Could High UK Taxes Ruin North Sea Oil Boom?
The Sleipner gas platform, some 250 kms off Norway's coast in the North Sea. (ANIEL SANNUM-LAUTEN/AFP/Getty Images)
March 2, 2012
| Energy
| Europe
A discovery of large new reserves of oil in the North Sea last year by Norwegian oil company Statoil (NYSE:STO) has put the United Kingdom and Norway in a promising energy position for 2012. But there is concern on the part of BP (NYSE:BP), Royal Dutch Shell (NYSE:RDS.A), and Total SA (NYSE:TOT) that new British tax and environmental policies could undermine and even ruin a possible new oil boom for the UK.

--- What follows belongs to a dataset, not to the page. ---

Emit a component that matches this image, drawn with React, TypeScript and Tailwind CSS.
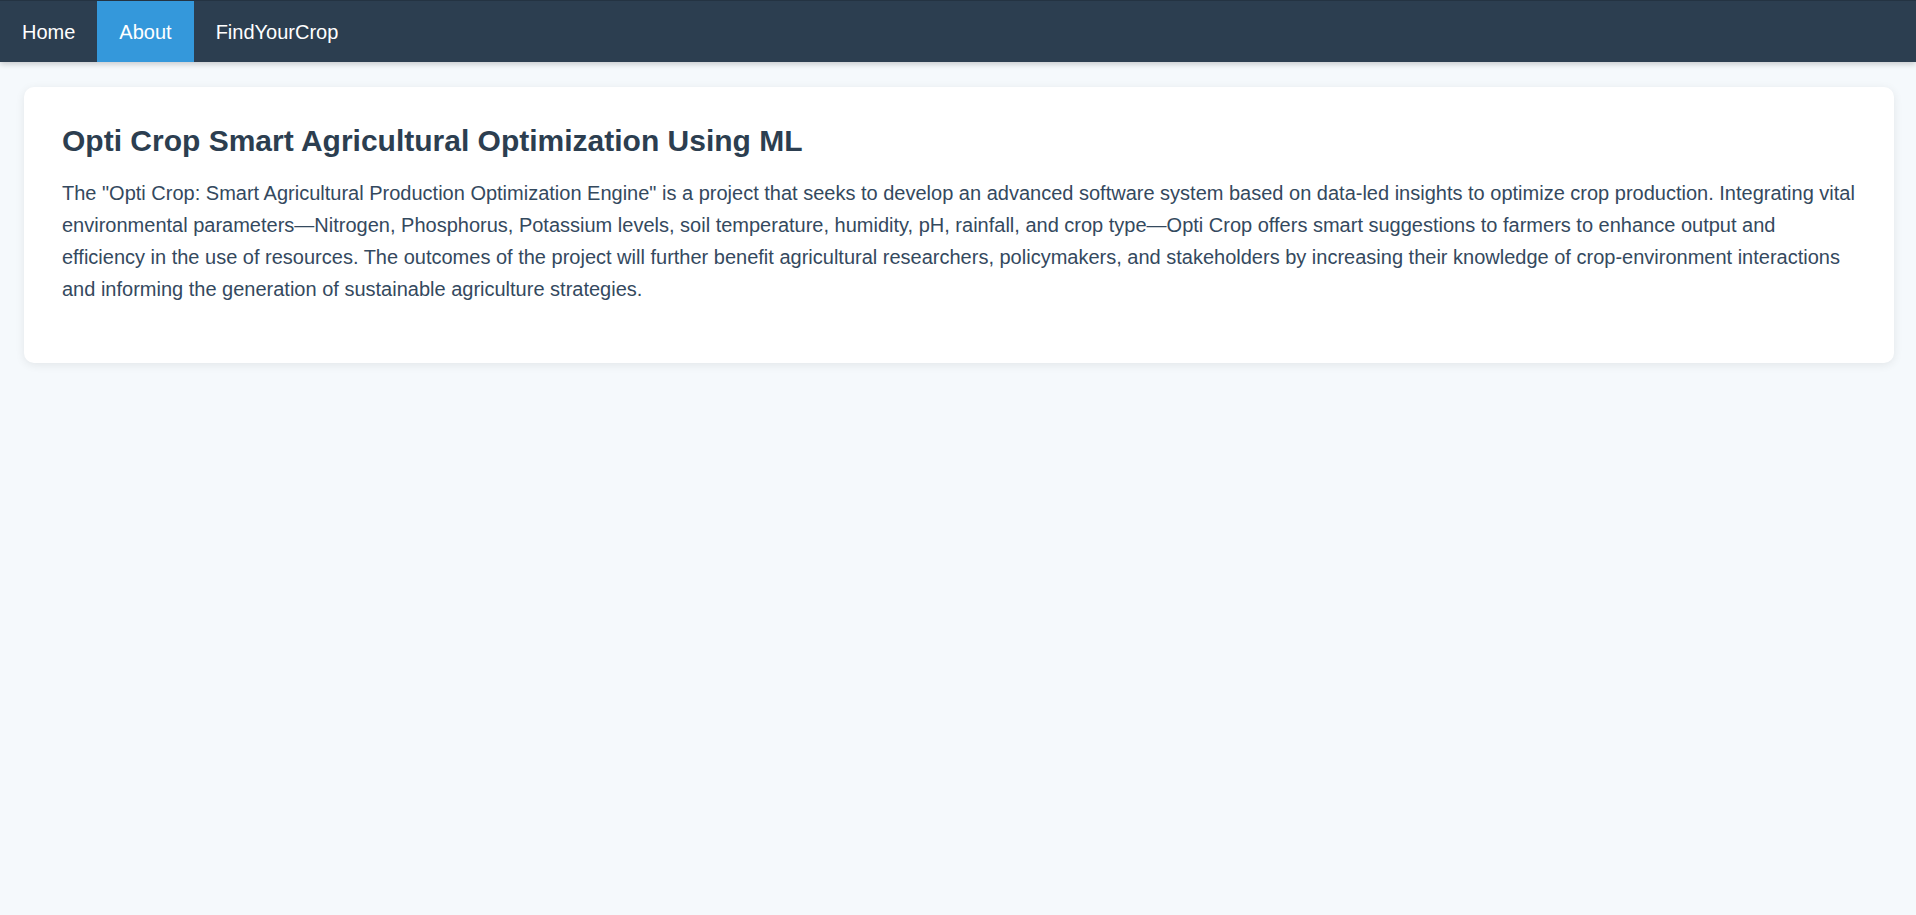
import React from 'react';

const links = ['Home', 'About', 'FindYourCrop'];

export default function App() {
  const active = 'About';

  return (
    <div className="min-h-screen bg-[#f5f9fc] font-['Liberation_Sans',Arial,sans-serif]">
      <nav className="h-[62px] flex bg-[#2c3e50] border-t border-[#243342] shadow-[0_2px_6px_rgba(0,0,0,0.2)]">
        {links.map((l) => (
          <a
            key={l}
            href="#"
            className={`flex items-center px-[22px] text-[20px] text-white ${l === active ? 'bg-[#3498db]' : ''}`}
          >
            {l}
          </a>
        ))}
      </nav>

      <main className="pt-[25px] pl-6 pr-[22px]">
        <section className="bg-white rounded-[10px] shadow-[0_2px_10px_rgba(0,0,0,0.08)] px-[38px] pt-[36px] pb-[40px]">
          <h1 className="text-[30px] leading-[36px] font-bold text-[#2c3e50] mb-[18px]">
            Opti Crop Smart Agricultural Optimization Using ML
          </h1>
          <p className="text-[20px] leading-[32px] text-[#34495e] mb-[18px]">
            The "Opti Crop: Smart Agricultural Production Optimization Engine" is a project that seeks to develop an
            advanced software system based on data-led insights to optimize crop production. Integrating vital
            environmental parameters—Nitrogen, Phosphorus, Potassium levels, soil temperature, humidity, pH, rainfall,
            and crop type—Opti Crop offers smart suggestions to farmers to enhance output and efficiency in the use of
            resources. The outcomes of the project will further benefit agricultural researchers, policymakers, and
            stakeholders by increasing their knowledge of crop-environment interactions and informing the generation of
            sustainable agriculture strategies.
          </p>
        </section>
      </main>
    </div>
  );
}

Although oil and gas production declined by 18 percent last year, capital investment is expected to increase by a record 35 percent to $18.3 billion in 2012. In addition, exploratory drilling is expected to rebound from a low of 15 wells to at least 25. A surprise UK tax increase passed last year raised the rate on oil and gas producers from 20 to 32 percent, which prompted a major outcry from the oil industry. In addition, the oil industry fears that the scheduled decommissioning of oil infrastructure first installed in the 1970s will complicate oil production because the UK is likely to impose tougher environmental regulations on new infrastructure and equipment.